> _Task details_
Copy all of the material word for word, except for the pictures.

> _Data shown_

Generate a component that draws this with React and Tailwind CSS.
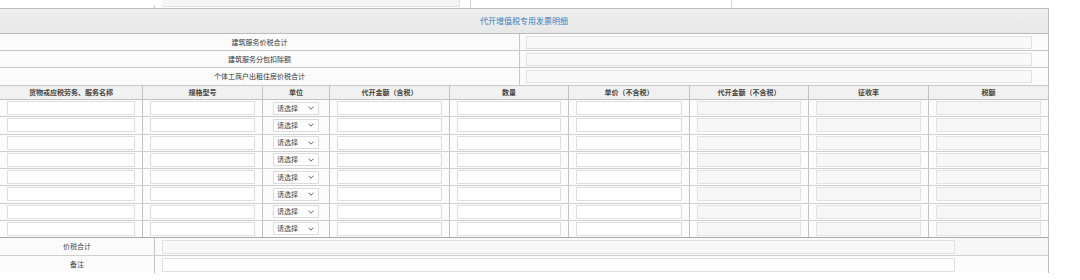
import React from "react";

const cols = [
  { w: "w-[143px]", label: "货物或应税劳务、服务名称", kind: "input" },
  { w: "w-[120px]", label: "规格型号", kind: "input" },
  { w: "w-[67px]", label: "单位", kind: "select" },
  { w: "w-[120px]", label: "代开金额（含税）", kind: "input" },
  { w: "w-[119px]", label: "数量", kind: "input" },
  { w: "w-[121px]", label: "单价（不含税）", kind: "input" },
  { w: "w-[119px]", label: "代开金额（不含税）", kind: "disabled" },
  { w: "w-[120px]", label: "征收率", kind: "disabled" },
  { w: "w-[120px]", label: "税额", kind: "disabled" },
];

const font = { fontFamily: '"Noto Sans CJK SC", "Noto Sans", sans-serif' };

function Chevron() {
  return (
    <svg width="6" height="4" viewBox="0 0 6 4" className="shrink-0">
      <path d="M0.5 0.7 L3 3.2 L5.5 0.7" fill="none" stroke="#555" strokeWidth="0.9" />
    </svg>
  );
}

function Cell({ col }) {
  return (
    <div className={`${col.w} shrink-0 h-full border-r border-[#c2c2c2] flex items-center justify-center px-[7px]`}>
      {col.kind === "select" ? (
        <div className="w-[46px] h-[13px] border border-[#dcdcdc] bg-white flex items-center justify-between pl-[3px] pr-[4px]">
          <span className="text-[7px] leading-none text-[#444]">请选择</span>
          <Chevron />
        </div>
      ) : col.kind === "disabled" ? (
        <div className="w-full h-[14px] border border-[#e2e2e2] bg-[#f7f7f7]" />
      ) : (
        <div className="w-full h-[14px] border border-[#dedede] bg-white" />
      )}
    </div>
  );
}

export default function App() {
  const topRows = ["建筑服务价税合计", "建筑服务分包扣除额", "个体工商户出租住房价税合计"];
  return (
    <div className="w-[1080px] h-[280px] bg-white overflow-hidden text-[#333]" style={font}>
      {/* strip above */}
      <div className="h-[8px] flex items-end">
        <div className="w-[155px] h-[3px] border-r border-[#cfcfcf]" />
        <div className="ml-[7px] w-[298px] h-[7px] bg-[#f5f5f5] border-b border-r border-[#e3e3e3] self-start" />
        <div className="w-[10px]" />
        <div className="w-[262px] h-[8px] border-l border-r border-[#d6d6d6]" />
      </div>

      <div className="w-[1049px] border-t border-r border-[#bdbdbd]">
        {/* title */}
        <div className="h-[25px] bg-gradient-to-b from-[#efefef] to-[#e8e8e8] border-b border-[#bcbcbc] flex items-center justify-center">
          <span className="text-[8px] text-[#3a7cc2]">代开增值税专用发票明细</span>
        </div>

        {topRows.map((t, i) => (
          <div
            key={t}
            className={`${i === 2 ? "h-[18px]" : "h-[17px]"} flex border-b border-[#c8c8c8] bg-[#fbfbfb]`}
          >
            <div className="w-[520px] shrink-0 border-r border-[#c8c8c8] flex items-center justify-center">
              <span className="text-[7px] text-[#333]">{t}</span>
            </div>
            <div className="flex-1 flex items-center pl-[6px] pr-[16px]">
              <div className="w-full h-[13px] border border-[#e1e1e1] bg-[#f9f9f9]" />
            </div>
          </div>
        ))}

        {/* header */}
        <div className="h-[14px] flex border-b border-[#c2c2c2] bg-[#f1f1f1]">
          {cols.map((c) => (
            <div
              key={c.label}
              className={`${c.w} shrink-0 h-full border-r border-[#c2c2c2] flex items-center justify-center`}
            >
              <span className="text-[7px] font-bold text-[#444] leading-none">{c.label}</span>
            </div>
          ))}
        </div>

        {/* data rows */}
        {Array.from({ length: 8 }).map((_, r) => (
          <div
            key={r}
            className={`h-[17.25px] flex bg-[#fcfcfc] ${r === 7 ? "border-b border-[#a9a9a9]" : "border-b border-[#cfcfcf]"}`}
          >
            {cols.map((c) => (
              <Cell key={c.label} col={c} />
            ))}
          </div>
        ))}

        {/* totals */}
        <div className="h-[18px] flex border-b border-[#cfcfcf] bg-[#fbfbfb]">
          <div className="w-[155px] shrink-0 border-r border-[#c2c2c2] flex items-center justify-center">
            <span className="text-[7px] text-[#444]">价税合计</span>
          </div>
          <div className="w-[800px] shrink-0 flex items-center pl-[7px]">
            <div className="w-full h-[14px] border border-[#e1e1e1] bg-[#f8f8f8]" />
          </div>
          <div className="flex-1 bg-[#f7f7f7]" />
        </div>
        <div className="h-[17px] flex bg-[#fcfcfc]">
          <div className="w-[155px] shrink-0 border-r border-[#c2c2c2] flex items-center justify-center">
            <span className="text-[7px] text-[#444]">备注</span>
          </div>
          <div className="w-[800px] shrink-0 flex items-center pl-[7px]">
            <div className="w-full h-[14px] border border-[#e1e1e1] bg-white" />
          </div>
          <div className="flex-1" />
        </div>
      </div>
    </div>
  );
}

> _Output below_
Generate a component that draws this with React and Tailwind CSS.
import React from "react";

const cols = [
  { w: "w-[143px]", label: "货物或应税劳务、服务名称", kind: "input" },
  { w: "w-[120px]", label: "规格型号", kind: "input" },
  { w: "w-[67px]", label: "单位", kind: "select" },
  { w: "w-[120px]", label: "代开金额（含税）", kind: "input" },
  { w: "w-[119px]", label: "数量", kind: "input" },
  { w: "w-[121px]", label: "单价（不含税）", kind: "input" },
  { w: "w-[119px]", label: "代开金额（不含税）", kind: "disabled" },
  { w: "w-[120px]", label: "征收率", kind: "disabled" },
  { w: "w-[120px]", label: "税额", kind: "disabled" },
];

const font = { fontFamily: '"Noto Sans CJK SC", "Noto Sans", sans-serif' };

function Chevron() {
  return (
    <svg width="6" height="4" viewBox="0 0 6 4" className="shrink-0">
      <path d="M0.5 0.7 L3 3.2 L5.5 0.7" fill="none" stroke="#555" strokeWidth="0.9" />
    </svg>
  );
}

function Cell({ col }) {
  return (
    <div className={`${col.w} shrink-0 h-full border-r border-[#c2c2c2] flex items-center justify-center px-[7px]`}>
      {col.kind === "select" ? (
        <div className="w-[46px] h-[13px] border border-[#dcdcdc] bg-white flex items-center justify-between pl-[3px] pr-[4px]">
          <span className="text-[7px] leading-none text-[#444]">请选择</span>
          <Chevron />
        </div>
      ) : col.kind === "disabled" ? (
        <div className="w-full h-[14px] border border-[#e2e2e2] bg-[#f7f7f7]" />
      ) : (
        <div className="w-full h-[14px] border border-[#dedede] bg-white" />
      )}
    </div>
  );
}

export default function App() {
  const topRows = ["建筑服务价税合计", "建筑服务分包扣除额", "个体工商户出租住房价税合计"];
  return (
    <div className="w-[1080px] h-[280px] bg-white overflow-hidden text-[#333]" style={font}>
      {/* strip above */}
      <div className="h-[8px] flex items-end">
        <div className="w-[155px] h-[3px] border-r border-[#cfcfcf]" />
        <div className="ml-[7px] w-[298px] h-[7px] bg-[#f5f5f5] border-b border-r border-[#e3e3e3] self-start" />
        <div className="w-[10px]" />
        <div className="w-[262px] h-[8px] border-l border-r border-[#d6d6d6]" />
      </div>

      <div className="w-[1049px] border-t border-r border-[#bdbdbd]">
        {/* title */}
        <div className="h-[25px] bg-gradient-to-b from-[#efefef] to-[#e8e8e8] border-b border-[#bcbcbc] flex items-center justify-center">
          <span className="text-[8px] text-[#3a7cc2]">代开增值税专用发票明细</span>
        </div>

        {topRows.map((t, i) => (
          <div
            key={t}
            className={`${i === 2 ? "h-[18px]" : "h-[17px]"} flex border-b border-[#c8c8c8] bg-[#fbfbfb]`}
          >
            <div className="w-[520px] shrink-0 border-r border-[#c8c8c8] flex items-center justify-center">
              <span className="text-[7px] text-[#333]">{t}</span>
            </div>
            <div className="flex-1 flex items-center pl-[6px] pr-[16px]">
              <div className="w-full h-[13px] border border-[#e1e1e1] bg-[#f9f9f9]" />
            </div>
          </div>
        ))}

        {/* header */}
        <div className="h-[14px] flex border-b border-[#c2c2c2] bg-[#f1f1f1]">
          {cols.map((c) => (
            <div
              key={c.label}
              className={`${c.w} shrink-0 h-full border-r border-[#c2c2c2] flex items-center justify-center`}
            >
              <span className="text-[7px] font-bold text-[#444] leading-none">{c.label}</span>
            </div>
          ))}
        </div>

        {/* data rows */}
        {Array.from({ length: 8 }).map((_, r) => (
          <div
            key={r}
            className={`h-[17.25px] flex bg-[#fcfcfc] ${r === 7 ? "border-b border-[#a9a9a9]" : "border-b border-[#cfcfcf]"}`}
          >
            {cols.map((c) => (
              <Cell key={c.label} col={c} />
            ))}
          </div>
        ))}

        {/* totals */}
        <div className="h-[18px] flex border-b border-[#cfcfcf] bg-[#fbfbfb]">
          <div className="w-[155px] shrink-0 border-r border-[#c2c2c2] flex items-center justify-center">
            <span className="text-[7px] text-[#444]">价税合计</span>
          </div>
          <div className="w-[800px] shrink-0 flex items-center pl-[7px]">
            <div className="w-full h-[14px] border border-[#e1e1e1] bg-[#f8f8f8]" />
          </div>
          <div className="flex-1 bg-[#f7f7f7]" />
        </div>
        <div className="h-[17px] flex bg-[#fcfcfc]">
          <div className="w-[155px] shrink-0 border-r border-[#c2c2c2] flex items-center justify-center">
            <span className="text-[7px] text-[#444]">备注</span>
          </div>
          <div className="w-[800px] shrink-0 flex items-center pl-[7px]">
            <div className="w-full h-[14px] border border-[#e1e1e1] bg-white" />
          </div>
          <div className="flex-1" />
        </div>
      </div>
    </div>
  );
}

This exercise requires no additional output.